§ TASK TO CARRY OUT
Repeat what the lines below say, word for word, and skip every image.

-- start of DATASET EXCERPT --

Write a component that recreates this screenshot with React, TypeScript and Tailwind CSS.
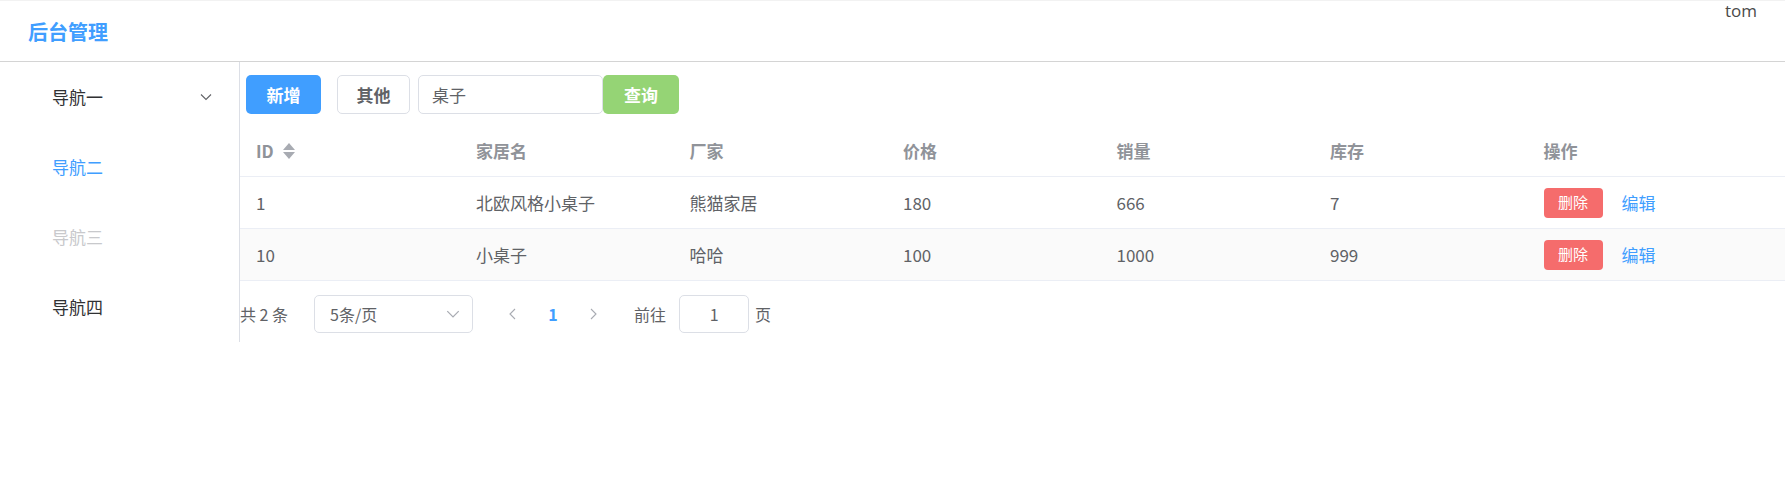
import { useState } from "react";

const rows = [
  { id: "1", name: "北欧风格小桌子", maker: "熊猫家居", price: "180", sales: "666", stock: "7" },
  { id: "10", name: "小桌子", maker: "哈哈", price: "100", sales: "1000", stock: "999" },
];

const cols = "grid grid-cols-[220px_213.5px_213.5px_213.5px_213.5px_213.5px_1fr]";

function Chevron({ dir = "down", className = "" }: { dir?: "down" | "left" | "right"; className?: string }) {
  const d =
    dir === "down" ? "M2 4.5l5 5 5-5" : dir === "left" ? "M9 2L4 7l5 5" : "M5 2l5 5-5 5";
  return (
    <svg viewBox="0 0 14 14" className={className} fill="none" stroke="currentColor" strokeWidth="1.1">
      <path d={d} />
    </svg>
  );
}

function SortCaret() {
  return (
    <span className="ml-[9px] inline-flex flex-col gap-[2px]">
      <span className="w-0 h-0 border-x-[6px] border-x-transparent border-b-[7px] border-b-[#a8abb2]" />
      <span className="w-0 h-0 border-x-[6px] border-x-transparent border-t-[7px] border-t-[#a8abb2]" />
    </span>
  );
}

export default function App() {
  const [query, setQuery] = useState("桌子");
  const menu = [
    { label: "导航一", cls: "text-[#303133]", sub: true },
    { label: "导航二", cls: "text-[#409eff]" },
    { label: "导航三", cls: "text-[#c8c9cc]" },
    { label: "导航四", cls: "text-[#303133]" },
  ];

  return (
    <div
      className="w-[1785px] h-[501px] bg-white overflow-hidden"
      style={{ fontFamily: '"Noto Sans CJK SC", "Noto Sans", sans-serif' }}
    >
      <header className="h-[62px] border-t border-[#f2f2f2] border-b border-b-[#d4d4d4] flex justify-between pl-[28px] pr-[28px]">
        <div className="self-center text-[20px] font-bold text-[#409eff] mt-[2px]">后台管理</div>
        <div className="self-start text-[17px] leading-none text-[#4a4a4a] mt-[1px]" style={{ fontFamily: '"Open Sans", sans-serif' }}>
          tom
        </div>
      </header>

      <div className="flex">
        <aside className="w-[240px] h-[280px] border-r border-[#dcdfe6] shrink-0">
          {menu.map((m) => (
            <div key={m.label} className={`h-[70px] flex items-center pl-[52px] pr-[26px] text-[17px] font-normal ${m.cls}`}>
              <span className="flex-1">{m.label}</span>
              {m.sub && <Chevron className="w-[14px] h-[14px] text-[#606266]" />}
            </div>
          ))}
        </aside>

        <main className="flex-1">
          <div className="pt-[13px] pl-[6px] flex items-center">
            <button className="h-[39px] w-[75px] rounded-[5px] bg-[#409eff] text-white text-[17px] font-bold">新增</button>
            <button className="ml-[16px] h-[39px] w-[73px] rounded-[5px] border border-[#dcdfe6] text-[#606266] text-[17px] font-bold">
              其他
            </button>
            <input
              value={query}
              onChange={(e) => setQuery(e.target.value)}
              className="ml-[8px] h-[39px] w-[185px] rounded-[5px] border border-[#dcdfe6] pl-[13px] text-[17px] text-[#606266] outline-none"
            />
            <button className="h-[39px] w-[76px] rounded-[5px] bg-[#95d475] text-white text-[17px] font-bold">查询</button>
          </div>

          <div className="mt-[11px] text-[17px]">
            <div className={`${cols} h-[52px] items-center border-b border-[#ebeef5] text-[#909399] font-bold`}>
              <div className="pl-[16px] flex items-center">
                ID
                <SortCaret />
              </div>
              <div className="pl-[16px]">家居名</div>
              <div className="pl-[16px]">厂家</div>
              <div className="pl-[16px]">价格</div>
              <div className="pl-[16px]">销量</div>
              <div className="pl-[16px]">库存</div>
              <div className="pl-[16px]">操作</div>
            </div>
            {rows.map((r, i) => (
              <div
                key={r.id}
                className={`${cols} h-[52px] items-center border-b border-[#ebeef5] text-[#606266] ${i % 2 ? "bg-[#fafafa]" : ""}`}
              >
                <div className="pl-[16px]">{r.id}</div>
                <div className="pl-[16px]">{r.name}</div>
                <div className="pl-[16px]">{r.maker}</div>
                <div className="pl-[16px]">{r.price}</div>
                <div className="pl-[16px]">{r.sales}</div>
                <div className="pl-[16px]">{r.stock}</div>
                <div className="pl-[16px] flex items-center">
                  <button className="h-[30px] w-[59px] rounded-[4px] bg-[#f56c6c] text-white text-[15px]">删除</button>
                  <button className="ml-[19px] text-[#409eff] text-[17px]">编辑</button>
                </div>
              </div>
            ))}
          </div>

          <div className="mt-[14px] flex items-center h-[38px] text-[16px] text-[#606266]">
            <span>共 2 条</span>
            <div className="ml-[26px] h-[38px] w-[159px] rounded-[5px] border border-[#dcdfe6] flex items-center pl-[15px] pr-[11px]">
              <span className="flex-1">5条/页</span>
              <Chevron className="w-[16px] h-[16px] text-[#a8abb2]" />
            </div>
            <div className="ml-[20px] flex items-center">
              <span className="w-[40px] flex justify-center text-[#a8abb2]">
                <Chevron dir="left" className="w-[14px] h-[14px]" />
              </span>
              <span className="w-[40px] text-center font-bold text-[#409eff]">1</span>
              <span className="w-[40px] flex justify-center text-[#a8abb2]">
                <Chevron dir="right" className="w-[14px] h-[14px]" />
              </span>
            </div>
            <span className="ml-[21px]">前往</span>
            <div className="ml-[13px] h-[38px] w-[70px] rounded-[5px] border border-[#dcdfe6] flex items-center justify-center">1</div>
            <span className="ml-[6px]">页</span>
          </div>
        </main>
      </div>
    </div>
  );
}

-- end of DATASET EXCERPT --

§ FINAL RESULT
Write a component that recreates this screenshot with React, TypeScript and Tailwind CSS.
import { useState } from "react";

const rows = [
  { id: "1", name: "北欧风格小桌子", maker: "熊猫家居", price: "180", sales: "666", stock: "7" },
  { id: "10", name: "小桌子", maker: "哈哈", price: "100", sales: "1000", stock: "999" },
];

const cols = "grid grid-cols-[220px_213.5px_213.5px_213.5px_213.5px_213.5px_1fr]";

function Chevron({ dir = "down", className = "" }: { dir?: "down" | "left" | "right"; className?: string }) {
  const d =
    dir === "down" ? "M2 4.5l5 5 5-5" : dir === "left" ? "M9 2L4 7l5 5" : "M5 2l5 5-5 5";
  return (
    <svg viewBox="0 0 14 14" className={className} fill="none" stroke="currentColor" strokeWidth="1.1">
      <path d={d} />
    </svg>
  );
}

function SortCaret() {
  return (
    <span className="ml-[9px] inline-flex flex-col gap-[2px]">
      <span className="w-0 h-0 border-x-[6px] border-x-transparent border-b-[7px] border-b-[#a8abb2]" />
      <span className="w-0 h-0 border-x-[6px] border-x-transparent border-t-[7px] border-t-[#a8abb2]" />
    </span>
  );
}

export default function App() {
  const [query, setQuery] = useState("桌子");
  const menu = [
    { label: "导航一", cls: "text-[#303133]", sub: true },
    { label: "导航二", cls: "text-[#409eff]" },
    { label: "导航三", cls: "text-[#c8c9cc]" },
    { label: "导航四", cls: "text-[#303133]" },
  ];

  return (
    <div
      className="w-[1785px] h-[501px] bg-white overflow-hidden"
      style={{ fontFamily: '"Noto Sans CJK SC", "Noto Sans", sans-serif' }}
    >
      <header className="h-[62px] border-t border-[#f2f2f2] border-b border-b-[#d4d4d4] flex justify-between pl-[28px] pr-[28px]">
        <div className="self-center text-[20px] font-bold text-[#409eff] mt-[2px]">后台管理</div>
        <div className="self-start text-[17px] leading-none text-[#4a4a4a] mt-[1px]" style={{ fontFamily: '"Open Sans", sans-serif' }}>
          tom
        </div>
      </header>

      <div className="flex">
        <aside className="w-[240px] h-[280px] border-r border-[#dcdfe6] shrink-0">
          {menu.map((m) => (
            <div key={m.label} className={`h-[70px] flex items-center pl-[52px] pr-[26px] text-[17px] font-normal ${m.cls}`}>
              <span className="flex-1">{m.label}</span>
              {m.sub && <Chevron className="w-[14px] h-[14px] text-[#606266]" />}
            </div>
          ))}
        </aside>

        <main className="flex-1">
          <div className="pt-[13px] pl-[6px] flex items-center">
            <button className="h-[39px] w-[75px] rounded-[5px] bg-[#409eff] text-white text-[17px] font-bold">新增</button>
            <button className="ml-[16px] h-[39px] w-[73px] rounded-[5px] border border-[#dcdfe6] text-[#606266] text-[17px] font-bold">
              其他
            </button>
            <input
              value={query}
              onChange={(e) => setQuery(e.target.value)}
              className="ml-[8px] h-[39px] w-[185px] rounded-[5px] border border-[#dcdfe6] pl-[13px] text-[17px] text-[#606266] outline-none"
            />
            <button className="h-[39px] w-[76px] rounded-[5px] bg-[#95d475] text-white text-[17px] font-bold">查询</button>
          </div>

          <div className="mt-[11px] text-[17px]">
            <div className={`${cols} h-[52px] items-center border-b border-[#ebeef5] text-[#909399] font-bold`}>
              <div className="pl-[16px] flex items-center">
                ID
                <SortCaret />
              </div>
              <div className="pl-[16px]">家居名</div>
              <div className="pl-[16px]">厂家</div>
              <div className="pl-[16px]">价格</div>
              <div className="pl-[16px]">销量</div>
              <div className="pl-[16px]">库存</div>
              <div className="pl-[16px]">操作</div>
            </div>
            {rows.map((r, i) => (
              <div
                key={r.id}
                className={`${cols} h-[52px] items-center border-b border-[#ebeef5] text-[#606266] ${i % 2 ? "bg-[#fafafa]" : ""}`}
              >
                <div className="pl-[16px]">{r.id}</div>
                <div className="pl-[16px]">{r.name}</div>
                <div className="pl-[16px]">{r.maker}</div>
                <div className="pl-[16px]">{r.price}</div>
                <div className="pl-[16px]">{r.sales}</div>
                <div className="pl-[16px]">{r.stock}</div>
                <div className="pl-[16px] flex items-center">
                  <button className="h-[30px] w-[59px] rounded-[4px] bg-[#f56c6c] text-white text-[15px]">删除</button>
                  <button className="ml-[19px] text-[#409eff] text-[17px]">编辑</button>
                </div>
              </div>
            ))}
          </div>

          <div className="mt-[14px] flex items-center h-[38px] text-[16px] text-[#606266]">
            <span>共 2 条</span>
            <div className="ml-[26px] h-[38px] w-[159px] rounded-[5px] border border-[#dcdfe6] flex items-center pl-[15px] pr-[11px]">
              <span className="flex-1">5条/页</span>
              <Chevron className="w-[16px] h-[16px] text-[#a8abb2]" />
            </div>
            <div className="ml-[20px] flex items-center">
              <span className="w-[40px] flex justify-center text-[#a8abb2]">
                <Chevron dir="left" className="w-[14px] h-[14px]" />
              </span>
              <span className="w-[40px] text-center font-bold text-[#409eff]">1</span>
              <span className="w-[40px] flex justify-center text-[#a8abb2]">
                <Chevron dir="right" className="w-[14px] h-[14px]" />
              </span>
            </div>
            <span className="ml-[21px]">前往</span>
            <div className="ml-[13px] h-[38px] w-[70px] rounded-[5px] border border-[#dcdfe6] flex items-center justify-center">1</div>
            <span className="ml-[6px]">页</span>
          </div>
        </main>
      </div>
    </div>
  );
}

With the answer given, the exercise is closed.